Emigration from the country is the main index of the country's well-being. Is there any information that Swiss citizens flee the country or that Germans seek refuge in Ukraine? Georgia is a different story. Official authorities proclaim prosperity while common Georgians go to Russia for a living. Ubi bene ibi patria, a Latin saying for "a home is where it's good" harking back to Plutus comedy by Aristophan, a Greek playwright (445-385 BC) that has this phrase: "Where it is well, there is the fatherland" usually quoted as a motto of a cosmopolitan consumer deprived of public spirit and self-respect. Here, it is a different story.

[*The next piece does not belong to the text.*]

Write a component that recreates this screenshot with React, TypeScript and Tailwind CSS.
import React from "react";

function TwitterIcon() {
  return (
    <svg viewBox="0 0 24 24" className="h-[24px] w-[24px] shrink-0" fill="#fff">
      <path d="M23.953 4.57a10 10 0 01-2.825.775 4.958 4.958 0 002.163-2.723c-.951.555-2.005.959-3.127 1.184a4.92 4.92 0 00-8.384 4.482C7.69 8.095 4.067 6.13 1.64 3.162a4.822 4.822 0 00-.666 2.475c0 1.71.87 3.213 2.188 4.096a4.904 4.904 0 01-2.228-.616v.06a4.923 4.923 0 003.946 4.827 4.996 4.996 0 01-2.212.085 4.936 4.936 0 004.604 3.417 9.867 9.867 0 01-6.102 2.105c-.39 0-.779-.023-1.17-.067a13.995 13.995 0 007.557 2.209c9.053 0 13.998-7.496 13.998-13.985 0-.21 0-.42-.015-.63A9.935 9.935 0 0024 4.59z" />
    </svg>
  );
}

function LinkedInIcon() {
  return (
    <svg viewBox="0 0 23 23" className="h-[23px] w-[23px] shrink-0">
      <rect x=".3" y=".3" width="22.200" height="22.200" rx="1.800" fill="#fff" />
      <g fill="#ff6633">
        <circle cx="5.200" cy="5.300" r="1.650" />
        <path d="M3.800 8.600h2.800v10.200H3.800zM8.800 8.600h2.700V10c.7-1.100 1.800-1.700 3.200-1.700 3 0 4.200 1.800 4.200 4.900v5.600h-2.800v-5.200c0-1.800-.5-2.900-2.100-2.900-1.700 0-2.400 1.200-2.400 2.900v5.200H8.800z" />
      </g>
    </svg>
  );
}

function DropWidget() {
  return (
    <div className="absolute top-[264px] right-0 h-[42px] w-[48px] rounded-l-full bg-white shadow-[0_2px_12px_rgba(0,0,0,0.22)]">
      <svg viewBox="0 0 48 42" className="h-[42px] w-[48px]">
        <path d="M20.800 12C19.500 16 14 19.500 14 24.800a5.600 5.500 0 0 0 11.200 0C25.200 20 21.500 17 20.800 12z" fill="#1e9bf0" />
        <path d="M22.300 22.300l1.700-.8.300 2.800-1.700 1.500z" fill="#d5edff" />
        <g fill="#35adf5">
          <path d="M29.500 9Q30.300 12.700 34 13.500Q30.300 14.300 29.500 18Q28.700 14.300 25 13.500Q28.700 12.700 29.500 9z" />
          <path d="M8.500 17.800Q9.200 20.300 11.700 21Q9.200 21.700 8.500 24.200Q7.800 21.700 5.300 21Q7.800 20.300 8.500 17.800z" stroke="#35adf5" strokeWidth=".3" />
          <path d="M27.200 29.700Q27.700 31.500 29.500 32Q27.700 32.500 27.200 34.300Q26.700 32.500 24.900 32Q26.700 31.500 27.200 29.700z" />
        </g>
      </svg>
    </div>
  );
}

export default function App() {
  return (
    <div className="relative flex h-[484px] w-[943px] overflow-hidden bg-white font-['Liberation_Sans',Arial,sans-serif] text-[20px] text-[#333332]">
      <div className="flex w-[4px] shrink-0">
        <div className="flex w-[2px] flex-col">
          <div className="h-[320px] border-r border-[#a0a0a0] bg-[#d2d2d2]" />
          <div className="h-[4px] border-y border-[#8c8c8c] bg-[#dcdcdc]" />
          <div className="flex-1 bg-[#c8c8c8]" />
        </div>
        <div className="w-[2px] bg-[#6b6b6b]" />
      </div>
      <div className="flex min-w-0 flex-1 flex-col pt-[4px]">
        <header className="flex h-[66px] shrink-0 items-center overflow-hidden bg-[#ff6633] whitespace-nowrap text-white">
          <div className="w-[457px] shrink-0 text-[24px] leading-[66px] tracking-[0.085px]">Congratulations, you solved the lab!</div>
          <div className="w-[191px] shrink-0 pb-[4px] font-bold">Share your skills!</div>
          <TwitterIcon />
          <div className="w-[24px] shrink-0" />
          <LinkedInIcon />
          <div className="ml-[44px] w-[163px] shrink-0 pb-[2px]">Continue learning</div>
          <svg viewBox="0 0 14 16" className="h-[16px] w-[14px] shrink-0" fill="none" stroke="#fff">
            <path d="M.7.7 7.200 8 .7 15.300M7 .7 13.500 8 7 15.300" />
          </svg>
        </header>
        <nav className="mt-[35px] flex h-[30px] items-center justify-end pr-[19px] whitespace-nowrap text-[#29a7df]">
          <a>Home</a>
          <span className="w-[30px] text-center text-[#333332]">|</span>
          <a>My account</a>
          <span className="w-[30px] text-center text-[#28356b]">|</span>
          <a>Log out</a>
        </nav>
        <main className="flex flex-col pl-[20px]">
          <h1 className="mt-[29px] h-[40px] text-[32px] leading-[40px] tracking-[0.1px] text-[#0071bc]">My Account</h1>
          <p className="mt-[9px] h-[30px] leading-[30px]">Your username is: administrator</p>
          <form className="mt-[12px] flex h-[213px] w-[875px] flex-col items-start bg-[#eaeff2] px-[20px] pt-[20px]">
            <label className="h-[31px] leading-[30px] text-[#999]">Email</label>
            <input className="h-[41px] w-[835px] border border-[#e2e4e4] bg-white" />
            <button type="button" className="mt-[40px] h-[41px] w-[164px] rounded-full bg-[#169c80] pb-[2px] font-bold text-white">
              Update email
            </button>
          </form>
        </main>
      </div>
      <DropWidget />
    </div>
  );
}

Hardship is the main reason why Georgians seek work in Russia. Saakashvili's attempts to deceive Georgian people will soon crash since Georgians whose lives are getting still worse will one day be sick and tired of getting ready for a war with Russia. Then they will turn to the one who has been lying all that time.
Current economic situation in Georgia is close to critical. All declarations on "Saakashvili's economic miracle" are nothing but a myth. According to the National Bank of Georgia the country's joint external debt in 2009 arrived at 80.3% of GDP or USD 8,631 bn with USD 2,7 bn as the public debt, USD 0,9 bn as the National Bank's debt, USD 1,6 bn as the debt of the banking sector, USD 2,1 bn - companies and USD 1,3 - others.
Over 2009 Georgia's joint external debt grew by USD 1,3 bn. Each Georgian citizen now accounts for nearly USD 3,000 of foreign debt. Stoppage of massive aid by international financial institutions will lead to total collapse of Georgian economy. It is getting harder and harder for Tbilisi, an anti-Russian outpost in South Caucasus, to attract investments.
Over the past few years Georgia has lost the Russian market almost completely. Its traditional exported goods (wine, Borjomi, citruses, tea) have not found markets in CIS or far-abroad countries. Georgian minister of finance Kakha Baindurashvili told some time ago that "it would be good to return a market for sale of goods in Russia".
According to official statistics, unemployment rate in Georgia is now 16.9%, rising by 0.4% as compared to last year. So where should a poor Georgian go? To Russia, of course!
There are over a million Georgians residing in Russia on official basis with another half a million as illegal emigrants. For some of them working in Russia is the only source of subsistence. For others - a space for wide business. All of them have families and friends back in the motherland. According to the Congress of national communities in Russia, USD 1-2 bn are annually transferred to Georgia. This are official figures of bank and postal transfers.
In autumn 2006 when Russian-Georgian relations grew tense for the first time, law-enforcement authorities made a through cleansing of restaurants and gambling centers controlled by the Georgians. A lot was written about it. Though very little was said of a large-scale operation carried out by the Interior Ministry's economic security department of Russia as a result of which a powerful financial flow to Georgia was cut off.